Louin popped in a trey from the left corner with 2:55 on the clock, and in the remainder of the period two Stipa free throws and three-pointers from Quinn and Louin boosted Neon’s lead to 24-11.

Already, four different players had struck from the three-point loop for Neon, and Purple didn’t have the same firepower. The USciences squad would end up with a team high of eight points shared by Shannon Evans and Amber Reilly. Evans had four of her points in the first quarter and Reilly had five of hers in the final round. No one else for Purple scored more than three in a given period.

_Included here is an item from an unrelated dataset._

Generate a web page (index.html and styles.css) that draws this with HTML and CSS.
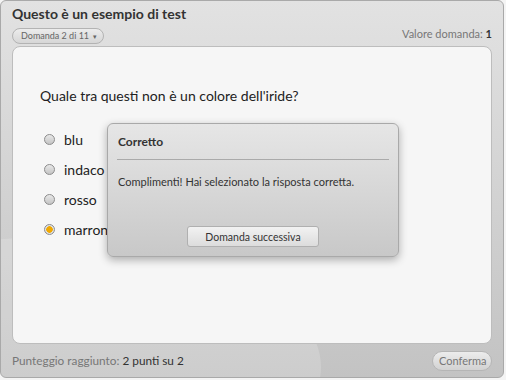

Topping out at 5’10” on the measuring tape, the Purple players faced a height mismatch against Neon, with Monzo at 5’10” and Louin, Leahy and Quinn all six feet or taller.

With the latter two furnishing five field goals from the paint in the second period and Louin draining two more treys, Neon rolled on to lead by two-dozen points at halftime, 46-22. Although the scoring pace slowed a bit after the intermission, the Neon scorers still got the better of their opponents in each of the last two quarters.

In addition to the four double-digit performances, the victors received eight points from Tumasz, five from Rule, and two from Sarah Sherman (Methacton/Juniata). In addition to Holland, Neon’s roster also included Brynne Brous (Washington College ’18) and Larissa Leyes (Gwynedd Mercy ’18), and Eliza Polli (Swarthmore ’13).